Multistability Analysis of Fractional-Order State-Dependent Switched Competitive Neural Networks With Sigmoidal Activation Functions

Abstract

This work explores the issue of multistability for a competitive neural network (NN) class with sigmoidal activation functions (AFs) involving state-dependent switching and fractional-order derivative. Specifically, first, we consider three different switching point locations, and establish some sufficient criteria ensuring that NNs with n-neurons can have, and only have, $5^{n_{1}}\cdot 3^{n_{2}}$ equilibrium points (EPs) with $n_{1}+n_{2}=n$ , by utilizing the geometric features of the sigmoidal functions, the fixed point theorem, the Filippov’s EP definition, and the contraction mapping theorem.

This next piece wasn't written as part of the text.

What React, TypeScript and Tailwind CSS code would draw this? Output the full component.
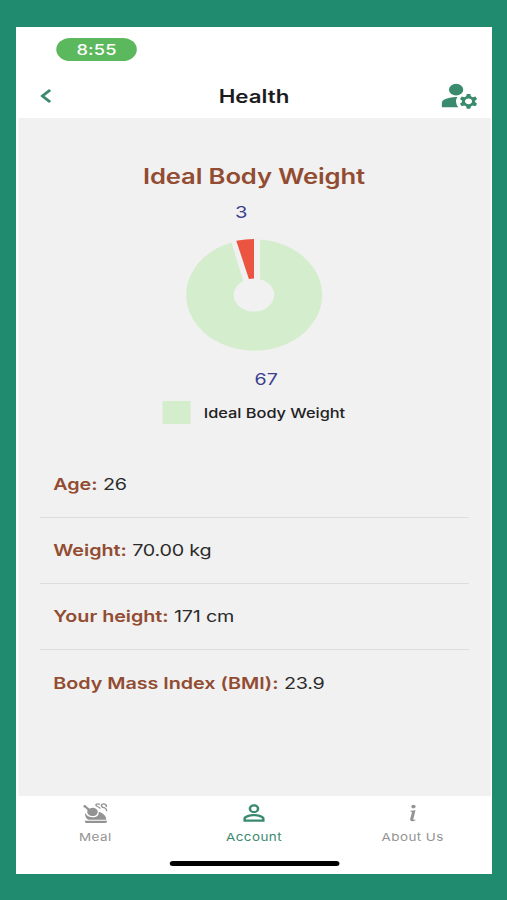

Then, based on novel Lyapunov functions and by applying the fractional-order calculus theory, it is demonstrated that $3^{n_{1}}\cdot 2^{n_{2}}$ out of $5^{n_{1}}\cdot 3^{n_{2}}$ total EPs are locally stable. This work’s investigation reveals that competitive NNs with switching afford more storage capacity compared to the nonswitching case. Additionally, our results are valid for the integer-order and fractional-order switched NNs, improving and generalizing current works. Furthermore, two numerical examples and an application example of associative memory are provided to validate the effectiveness of the theoretical findings, and the way various fractional orders affect the NNs’ convergence speed is shown through simulations.